Start Dataset extract

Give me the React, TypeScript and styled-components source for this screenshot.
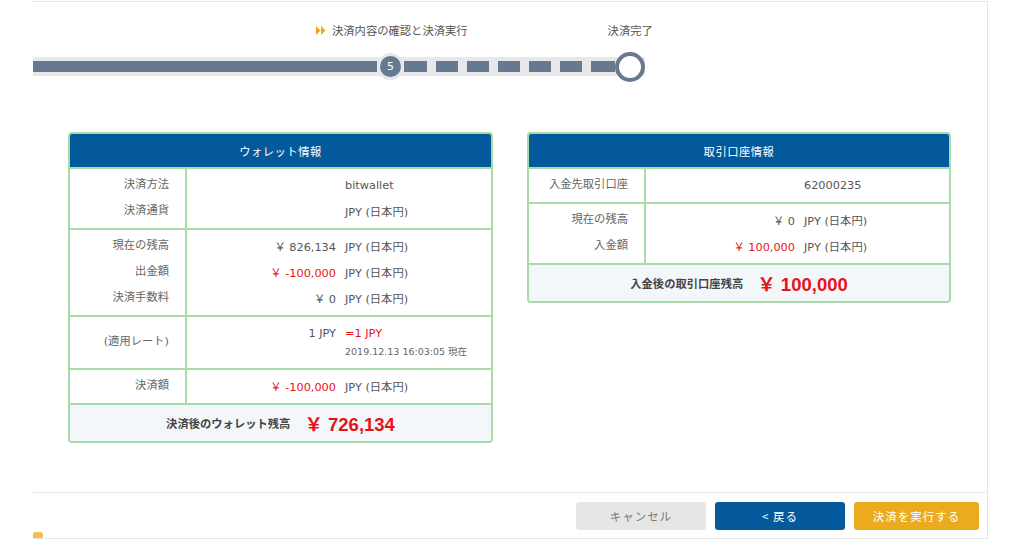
import styled, { createGlobalStyle } from "styled-components";

const GlobalStyle = createGlobalStyle`
    html, body {
        margin: 0;
        padding: 0;
        background: #ffffff;
    }
    body {
        font-family: "DejaVu Sans", "Noto Sans CJK JP", sans-serif;
        color: #555;
    }
`;

type Line = { amount?: string; unit: string; red?: boolean; unitRed?: boolean; note?: string };
type Section = { label: string[]; lines: Line[]; rate?: boolean };

const walletSections: Section[] = [
    {
        label: ["決済方法", "決済通貨"],
        lines: [{ unit: "bitwallet" }, { unit: "JPY (日本円)" }],
    },
    {
        label: ["現在の残高", "出金額", "決済手数料"],
        lines: [
            { amount: "￥ 826,134", unit: "JPY (日本円)" },
            { amount: "￥ -100,000", unit: "JPY (日本円)", red: true },
            { amount: "￥ 0", unit: "JPY (日本円)" },
        ],
    },
    {
        label: ["(適用レート)"],
        rate: true,
        lines: [{ amount: "1 JPY", unit: "=1 JPY", unitRed: true, note: "2019.12.13 16:03:05 現在" }],
    },
    {
        label: ["決済額"],
        lines: [{ amount: "￥ -100,000", unit: "JPY (日本円)", red: true }],
    },
];

const accountSections: Section[] = [
    {
        label: ["入金先取引口座"],
        lines: [{ unit: "62000235" }],
    },
    {
        label: ["現在の残高", "入金額"],
        lines: [
            { amount: "￥ 0", unit: "JPY (日本円)" },
            { amount: "￥ 100,000", unit: "JPY (日本円)", red: true },
        ],
    },
];

function InfoCard({
    title,
    sections,
    totalLabel,
    total,
    width,
}: {
    title: string;
    sections: Section[];
    totalLabel: string;
    total: string;
    width: number;
}) {
    return (
        <Card $width={width}>
            <CardHeader>{title}</CardHeader>
            {sections.map((s, i) => (
                <SectionRow key={i}>
                    <LabelCol $center={!!s.rate}>
                        {s.label.map((l) => (
                            <LabelText key={l}>{l}</LabelText>
                        ))}
                    </LabelCol>
                    <ValueCol>
                        {s.lines.map((line, j) =>
                            line.note ? (
                                <RateBlock key={j}>
                                    <ValueLine $h={22}>
                                        <Amount $red={line.red}>{line.amount}</Amount>
                                        <Unit $red={line.unitRed}>{line.unit}</Unit>
                                    </ValueLine>
                                    <NoteLine>{line.note}</NoteLine>
                                </RateBlock>
                            ) : (
                                <ValueLine key={j} $h={26}>
                                    <Amount $red={line.red}>{line.amount ?? ""}</Amount>
                                    <Unit $red={line.unitRed}>{line.unit}</Unit>
                                </ValueLine>
                            )
                        )}
                    </ValueCol>
                </SectionRow>
            ))}
            <TotalRow>
                <TotalLabel>{totalLabel}</TotalLabel>
                <TotalAmount>{total}</TotalAmount>
            </TotalRow>
        </Card>
    );
}

export default function App() {
    return (
        <>
            <GlobalStyle />
            <Page>
                <Panel>
                    <Stepper>
                        <StepLabels>
                            <StepLabel $ml={283}>
                                <svg width="10" height="9" viewBox="0 0 10 9">
                                    <polygon points="0,0 4.5,4.5 0,9" fill="#f0a81a" />
                                    <polygon points="5,0 9.5,4.5 5,9" fill="#f0a81a" />
                                </svg>
                                決済内容の確認と決済実行
                            </StepLabel>
                            <StepLabel $ml={140}>決済完了</StepLabel>
                        </StepLabels>
                        <Track>
                            <Solid />
                            <Dot>5</Dot>
                            <Dash $w={23} $ml={0} />
                            <Dash $w={22} $ml={9} />
                            <Dash $w={22} $ml={9} />
                            <Dash $w={22} $ml={9} />
                            <Dash $w={22} $ml={9} />
                            <Dash $w={22} $ml={9} />
                            <Dash $w={24} $ml={9} />
                            <EndCircle />
                        </Track>
                    </Stepper>

                    <Cards>
                        <InfoCard
                            title="ウォレット情報"
                            sections={walletSections}
                            totalLabel="決済後のウォレット残高"
                            total="￥ 726,134"
                            width={425}
                        />
                        <InfoCard
                            title="取引口座情報"
                            sections={accountSections}
                            totalLabel="入金後の取引口座残高"
                            total="￥ 100,000"
                            width={424}
                        />
                    </Cards>

                    <Footer>
                        <Button $variant="cancel">キャンセル</Button>
                        <Button $variant="back">&lt; 戻る</Button>
                        <Button $variant="run" $w={125}>
                            決済を実行する
                        </Button>
                    </Footer>
                    <YellowTab />
                </Panel>
            </Page>
        </>
    );
}

// style
const Page = styled.div`
    padding: 1px 0 0 33px;
    width: 1024px;
    height: 546px;
    box-sizing: border-box;
    overflow: hidden;
`;

const Panel = styled.div`
    position: relative;
    width: 955px;
    height: 538px;
    box-sizing: border-box;
    border-top: 1px solid #e6e6e6;
    border-right: 1px solid #e6e6e6;
    border-bottom: 1px solid #e6e6e6;
    display: flex;
    flex-direction: column;
`;

const Stepper = styled.div`
    padding-top: 20px;
`;

const StepLabels = styled.div`
    display: flex;
    height: 16px;
    align-items: center;
    margin-bottom: 19px;
`;

const StepLabel = styled.div<{ $ml: number }>`
    margin-left: ${(p) => p.$ml}px;
    display: flex;
    align-items: center;
    gap: 6px;
    font-size: 11.3px;
    color: #555;
    white-space: nowrap;
`;

const Track = styled.div`
    display: flex;
    align-items: center;
    width: 612px;
    height: 19px;
    background: #e8e8e8;
`;

const Solid = styled.div`
    width: 344px;
    height: 11px;
    background: #677990;
`;

const Dot = styled.div`
    width: 21px;
    height: 21px;
    border: 3px solid #e8e8e8;
    border-radius: 50%;
    background: #677990;
    color: #fff;
    font-size: 11px;
    display: flex;
    align-items: center;
    justify-content: center;
    flex-shrink: 0;
    position: relative;
    z-index: 1;
`;

const Dash = styled.div<{ $w: number; $ml: number }>`
    width: ${(p) => p.$w}px;
    margin-left: ${(p) => p.$ml}px;
    height: 11px;
    background: #677990;
    flex-shrink: 0;
`;

const EndCircle = styled.div`
    width: 22px;
    height: 22px;
    border: 4px solid #677990;
    border-radius: 50%;
    background: #fff;
    flex-shrink: 0;
`;

const Cards = styled.div`
    display: flex;
    align-items: flex-start;
    gap: 34px;
    margin-top: 56px;
    padding-left: 35px;
`;

const Card = styled.div<{ $width: number }>`
    width: ${(p) => p.$width}px;
    box-sizing: border-box;
    border: 2px solid #a9dba9;
    border-radius: 4px;
    overflow: hidden;
    background: #fff;
`;

const CardHeader = styled.div`
    height: 33px;
    background: #03599b;
    color: #fff;
    font-size: 11.3px;
    display: flex;
    align-items: center;
    justify-content: center;
    letter-spacing: 0.5px;
`;

const SectionRow = styled.div`
    display: flex;
    border-top: 2px solid #a9dba9;
`;

const LabelCol = styled.div<{ $center: boolean }>`
    width: 117px;
    flex-shrink: 0;
    box-sizing: border-box;
    border-right: 2px solid #a9dba9;
    padding: 3px 16px 4px 0;
    display: flex;
    flex-direction: column;
    justify-content: ${(p) => (p.$center ? "center" : "flex-start")};
    align-items: flex-end;
`;

const LabelText = styled.div`
    height: 26px;
    line-height: 26px;
    font-size: 11.3px;
    color: #666;
    white-space: nowrap;
`;

const ValueCol = styled.div`
    flex: 1;
    padding: 3px 0 4px;
`;

const RateBlock = styled.div`
    padding: 2px 0 4px;
`;

const ValueLine = styled.div<{ $h: number }>`
    display: flex;
    align-items: center;
    height: ${(p) => p.$h}px;
    font-size: 11.3px;
    white-space: nowrap;
`;

const Amount = styled.div<{ $red?: boolean }>`
    width: 149px;
    text-align: right;
    color: ${(p) => (p.$red ? "#e8121a" : "#555")};
`;

const Unit = styled.div<{ $red?: boolean }>`
    margin-left: 9px;
    color: ${(p) => (p.$red ? "#e8121a" : "#555")};
`;

const NoteLine = styled.div`
    margin-left: 158px;
    height: 16px;
    line-height: 16px;
    font-size: 9.5px;
    color: #666;
    white-space: nowrap;
`;

const TotalRow = styled.div`
    border-top: 2px solid #a9dba9;
    background: #f3f7fa;
    height: 36px;
    display: flex;
    align-items: center;
    justify-content: center;
    gap: 14px;
`;

const TotalLabel = styled.div`
    font-size: 11.3px;
    font-weight: bold;
    color: #444;
`;

const TotalAmount = styled.div`
    font-family: "Liberation Sans", "Noto Sans CJK JP", sans-serif;
    font-size: 18.5px;
    font-weight: bold;
    color: #e8121a;
`;

const Footer = styled.div`
    margin-top: auto;
    border-top: 1px solid #e6e6e6;
    display: flex;
    justify-content: flex-end;
    gap: 9px;
    padding: 9px 8px 8px 0;
`;

const buttonColors = {
    cancel: { bg: "#e6e6e6", fg: "#777" },
    back: { bg: "#03599b", fg: "#fff" },
    run: { bg: "#ebab1f", fg: "#fff" },
};

const Button = styled.button<{ $variant: "cancel" | "back" | "run"; $w?: number }>`
    width: ${(p) => p.$w ?? 130}px;
    height: 28px;
    border: 0;
    border-radius: 3px;
    background: ${(p) => buttonColors[p.$variant].bg};
    color: ${(p) => buttonColors[p.$variant].fg};
    font-family: "Noto Sans CJK JP", sans-serif;
    font-size: 11.5px;
    letter-spacing: 1px;
    cursor: pointer;
`;

const YellowTab = styled.div`
    position: absolute;
    left: 0;
    bottom: 0;
    width: 10px;
    height: 6px;
    background: #f3c04c;
    border-radius: 2px 3px 0 0;
`;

End Dataset extract

### Stated goal:
Exactly as written, please give again the lines from the beginning of the listing through the line containing "string[]; lines: Line[];", inclusive, without any pictures.

### Result:
Give me the React, TypeScript and styled-components source for this screenshot.
import styled, { createGlobalStyle } from "styled-components";

const GlobalStyle = createGlobalStyle`
    html, body {
        margin: 0;
        padding: 0;
        background: #ffffff;
    }
    body {
        font-family: "DejaVu Sans", "Noto Sans CJK JP", sans-serif;
        color: #555;
    }
`;

type Line = { amount?: string; unit: string; red?: boolean; unitRed?: boolean; note?: string };
type Section = { label: string[]; lines: Line[]; rate?: boolean };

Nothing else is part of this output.